I think that the long-term future of machine learning is very bright and is already an incredibly powerful tool that can do a surprisingly good job of solving really complex day-to-day problems. But almost all machine learning algorithms have the potential to make errors, consequently I have been checking interesting articles in how we can keep humans in the loop in order to ameliorate the consequences of those errors. It is also important to mention that sometimes we want to solve specific problems rather than coming up with general paradigms or inventive solutions that may be tricky to conjure.

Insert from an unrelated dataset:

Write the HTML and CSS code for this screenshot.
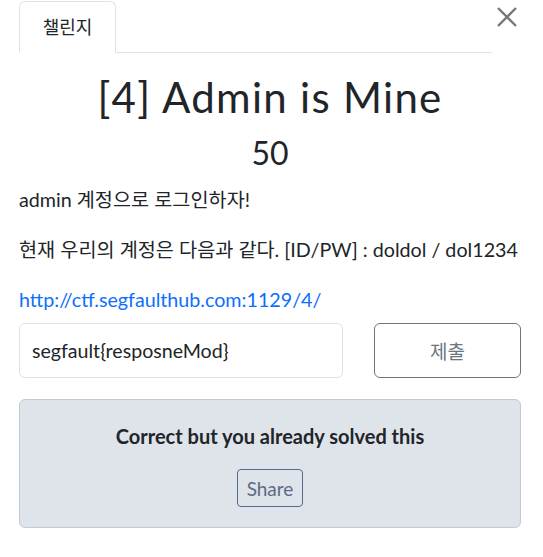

Finally, it’s important to briefly mention transparency and accountability. Although I’m a firm believer in interdisciplinary teams, it’s likely that many machine learning methods will, at some point, be used by social scientists, policy-makers, or other end-users, without the involvement of the developers. If we want people to draw responsible conclusions using our models and tools, then we need people to understand how they work, rather than treating them as infallible “black boxes.” This means not only publishing academic papers and making research code available, but also explaining our models and tools to general audiences and, when doing so, focusing on elucidating implicit assumptions, best practices for selecting and deploying them, and the types of conclusions they can and can’t be used to draw. In this case we have to go to the Statistics field, and thankfully Stats techniques won’t change with time: a regression or cluster analysis will be the same independently of the volume of the data we’re dealing with.
While the potential of the marriage of big data and machine learning is enormous, we must ensure that concerns over data privacy, ownership and accountability are resolved. However, by responsibly making big data meaningful, I truly believe that it can help us to build a promising future for our wired world.